Note: For more information about personal access tokens review Databricks API Authentication.

Examples

1. Listing Test Notebooks

The following command list all test notebooks in the folder /dataload

nutter list /dataload

Note: The Nutter CLI lists only tests notebooks that follow the naming convention for Nutter test notebooks.

By default the Nutter CLI lists test notebooks in the folder ignoring sub-folders.

You can list all test notebooks in the folder structure using the --recursive flag.

nutter list /dataload --recursive

2. Executing Test Notebooks

The run command schedules the execution of test notebooks and waits for their result.

Run single test notebook

The following command executes the test notebook /dataload/test_sourceLoad in the cluster 0123-12334-tonedabc.

nutter run dataload/test_sourceLoad --cluster_id 0123-12334-tonedabc

Note: In Azure Databricks you can get the cluster ID by selecting a cluster name from the Clusters tab and clicking on the JSON view.
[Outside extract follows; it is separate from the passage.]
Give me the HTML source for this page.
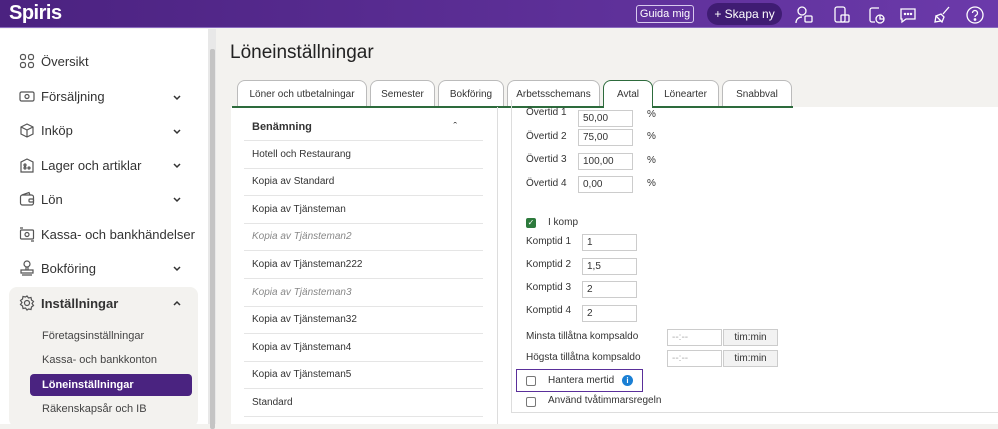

Run multiple tests notebooks

The Nutter CLI supports the execution of multiple notebooks via name pattern matching. The Nutter CLI applies the pattern to the name of test notebook without the test_ prefix. The CLI also expects that you omit the prefix when specifying the pattern.

Say the dataload folder has the following test notebooks: test_srcLoad and test_srcValidation. The following command will result in the execution of both tests.

nutter run dataload/src* --cluster_id 0123-12334-tonedabc

In addition, if you have tests in a hierarchical folder structure, you can recursively execute all tests by setting the --recursive flag.

The following command will execute all tests in the folder structure within the folder dataload.

nutter run dataload/ --cluster_id 0123-12334-tonedabc --recursive

Parallel Execution

By default the Nutter CLI executes the test notebooks sequentially. The execution is a blocking operation that returns when the job reaches a terminal state or when the timeout expires.

You can execute mutilple notebooks in parallel by increasing the level of parallelism. The flag --max_parallel_tests controls the level of parallelism and determines the maximum number of tests that will be executed at the same time.

The following command executes all the tests in the dataload folder structure, and submits and waits for the execution of at the most 2 tests in parallel.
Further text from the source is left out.